SPAC Governance: In Need of Judicial Review
NYU Law and Economics Research Paper No. 22-07
20 Pages Posted: 23 Nov 2021 Last revised: 31 Mar 2022
Date Written: November 19, 2021
This paper analyzes the relationship between the economic structure of a SPAC, its corporate governance, and judicial review of SPAC mergers (or "deSPACs"). The core challenge for SPAC governance is to address the inherently conflicting interest of a sponsor and public shareholders. SPACs respond to this conflict by holding proceeds of their IPOs in trust and by granting public shareholders a right to redeem their shares for a pro-rata portion of that trust. For the redemption right to be effective, however, a SPAC's board must provide shareholders with accurate and complete information regarding the merger.
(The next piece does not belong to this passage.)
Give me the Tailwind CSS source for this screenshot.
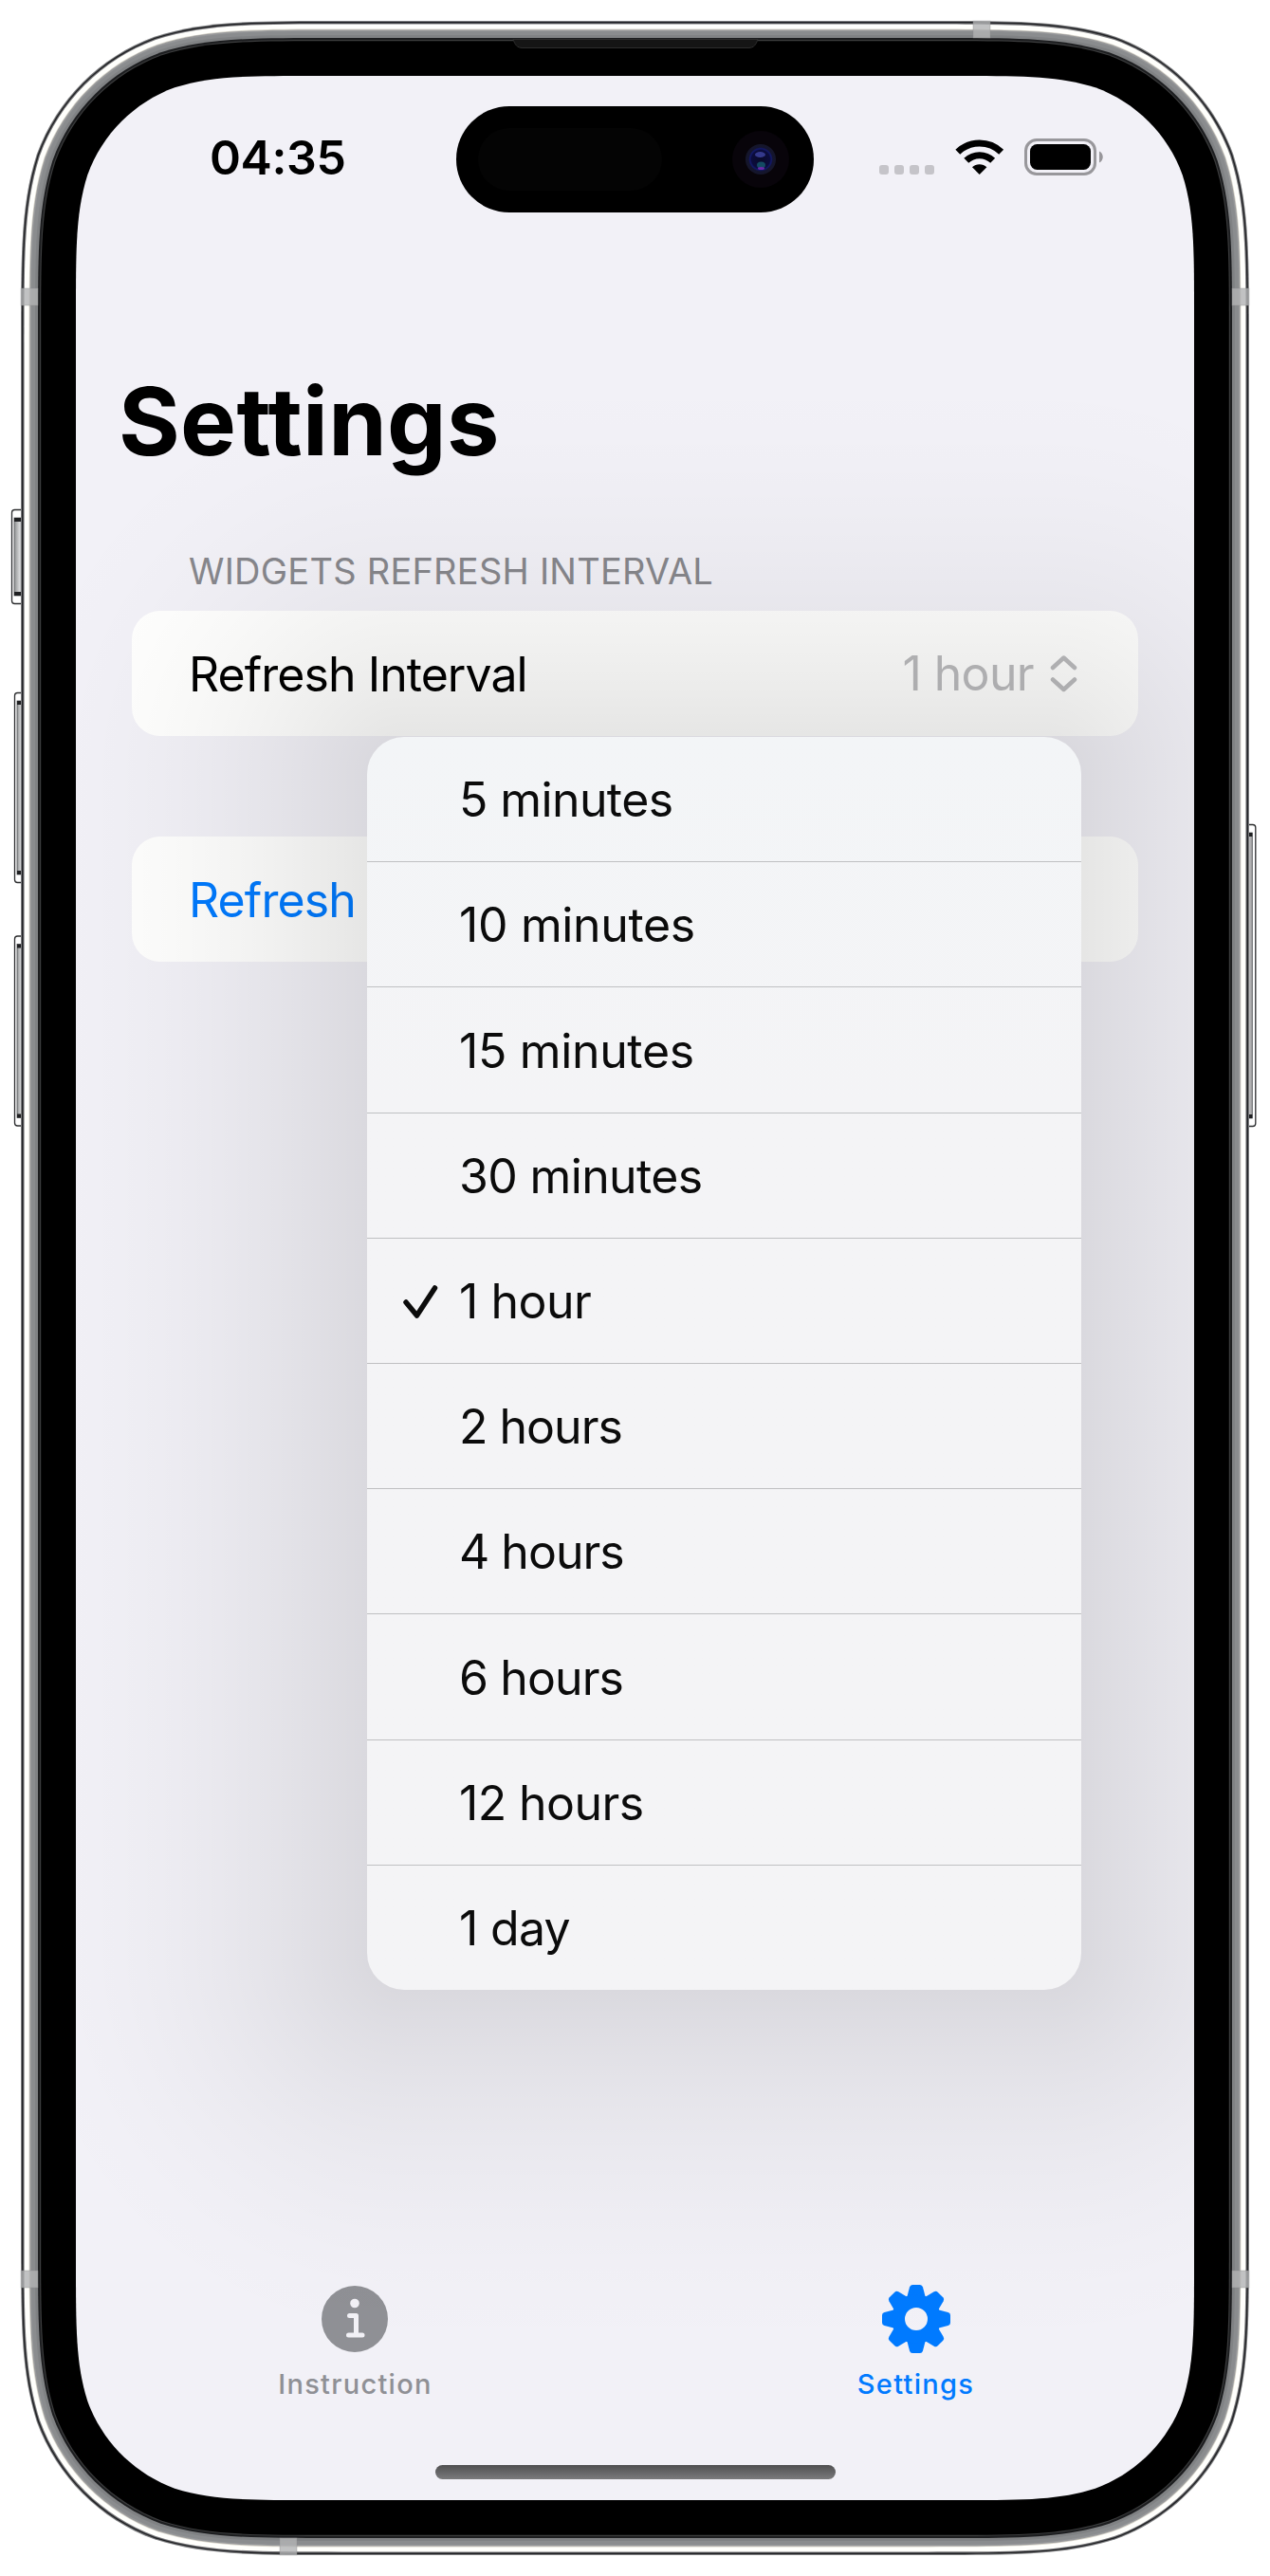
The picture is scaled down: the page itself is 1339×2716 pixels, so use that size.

Doing so may conflict with the interests of the SPAC’s sponsor, which will profit substantially even in a deal that is bad for SPAC investors. The independence of a SPAC's board is thus necessary for a SPAC to be governed in the interest of shareholders. Unfortunately, SPAC directors often have financial ties to a sponsor and are compensated in ways that align their interests with those of the sponsor. Where this is true, and where SPAC shareholders file suits alleging a breach of the duties of loyalty and candor, a court should affirm that the board has a duty to provide shareholders with the information they need to exercise their redemption right, and review the conduct of the sponsor and the board under an entire fairness standard.